Darkness and light, I suppose. I need to explore my own personal feelings and thoughts about the "purity" of who I am as a human being, and to what extent am I to be deserving of divine mercy. Or divine reward, for how I have conducted myself as I traverse the landscape of my journey towards personal salvation and understanding.

Low Rising by the Swell Seasons is playing right now, such a good song. "There's no further for us to fall." It really encapsulates the period of when Gina broke up with me. The lyrics resonate so deeply and truly that I just give into the song, as I listen to it. It feels like a rose without any thorns to worry about touching. You just *trust* the honesty of the song, knowing that it is coming from a sincere place and not a place of monetary acquisition. To "manufacture" the experience, or to "mimic" the raw honesty of a conflicted and sensitive human being. Songs like.. "I Want to Know What Love Is" by Foreigner; are exactly what they are. Raw human honesty of raw emotions. Not done because the artist wanted to make money, but because it captures the spirit of how he once felt. And might have learned. To impart a kind of "teaching" of experience, both to console and to protect against, in case of others being faced with a similar kind of situation. And it is such a specific kind of situation that it is remarkable how well it can be captured in music and song.

"I wanna feel what love is..."

"I want you to show me..."

"I wanna know what love is.."

"I want you to show me...:

"I wanna feel what love is..."

"I want you to show me.."

"I wanna know what love is..."

(fade out)


Guns and Roses is on now. "Patience"

Another great song. Such a fantastic mix. Tremendous. /Trump voice

(yawns) I'm feeling tired. Candle is burning with this nice coconut lime smell, and its nice being in the dark downstairs like this. It's a very ritualistic and sacred kind of feeling. This "communion" with self, sort of godliness. Or inner-spirit. Soul softening. Connecting.
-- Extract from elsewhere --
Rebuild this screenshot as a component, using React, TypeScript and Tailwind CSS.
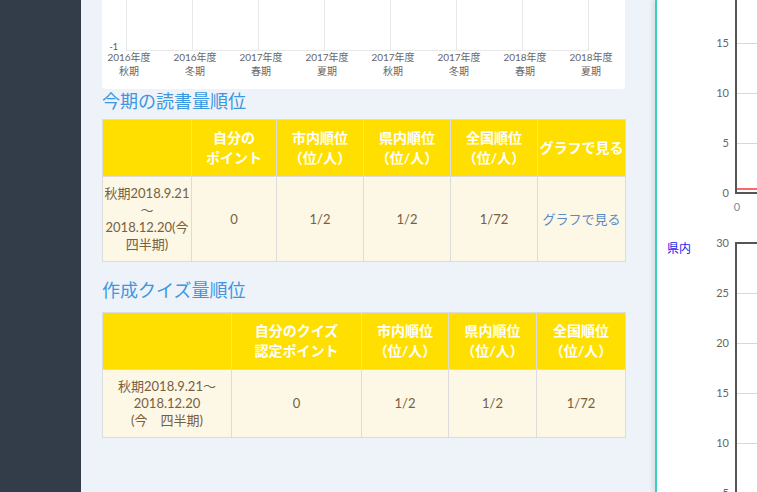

Haven't texted Ginelle yesterday or today... Glen Hansard "Love Don't Keep me Waiting" just came on with these lyrics, and I can only marvel at those as well. Perfectly encapsulates the variety of raw human emotion that some of us have, buried deep within our cores. It gives it a knowing nod and a hug, to the psyche or heart of someone listening who may have experienced the same sense of heartbreak, as Glen Hansard might have once felt.

Today is a day that I'm trying to give into my deeper self. By letting go of heartache, and allowing myself to heal. Or at least, attempt to try at healing the fractures in my soul. The marks left behind by many. But mainly the marks I inflicted upon myself. Those marks that made me feel responsible, for how my relationships have turned out. And responsible for the way my life has become. And.. it hurts to acknowledge all that. It hurts knowing that my best isn't good enough, and that effort doesn't always guarantee success, and that being lucky and ambitious and driven, is all that matters in this world. To achieve some level of purpose in life, where your career complements and often matches the qualities that you wish to express to this world. That you feel fulfiled by what you do. And that you place trust in your ability to spend a great number of years of your life, in service to whatever profession you choose to serve.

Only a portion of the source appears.